Elle était restée un moment derrière la porte, elle attendait, elle les entendait se chamailler, le père en prenait pour son grade, accusé de raideur, ses principes autoritaires qui ne s’arrangeaient pas avec l’âge, la maladie, sa mère pleurait, elle était capable de mourir, son caractère morbide, toujours à occuper la scène dans les cimetières, une pleureuse pour familles dans la peine, elle aurait pu prétendre.
Maintenant dans l’escalier, assise sur une marche, en arrêt, rappelle moi maman, elle se sentait soulagée, mais soulagée trivialement, course vers le cabinet.

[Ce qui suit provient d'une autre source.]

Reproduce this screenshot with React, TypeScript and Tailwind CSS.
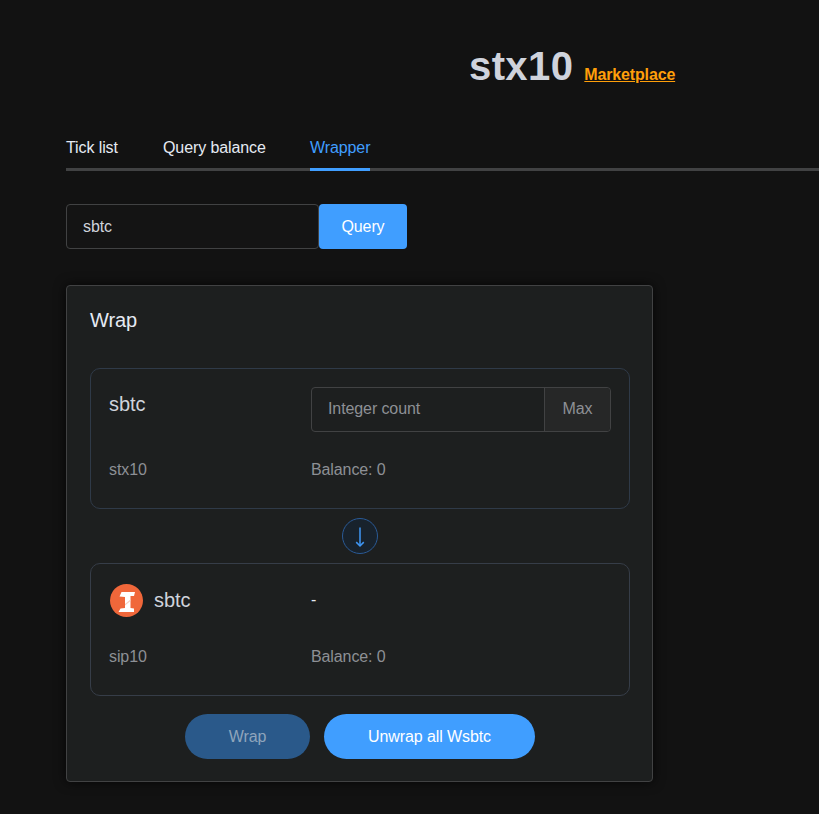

La voisine du haut montait, l’ascenseur coincé plus bas, à cause du confinement, personne ne viendrait réparer.
— Ça va Agnès ? les jeunes, par ces temps vous avez envie de prendre l’air, hein ?
— l’air, le large…
— Mais pour nous, c’est dur aussi le confinement. Il parait que la police vous colle une amende si vous sortez un peu loin.
— je vais payer l’amende
La voisine eut un drôle de regard, presque effrayé.
— vous pourrez dire que vous allez à la pharmacie pour votre papa.
— Oui, en effet dit-elle en descendant l’escalier.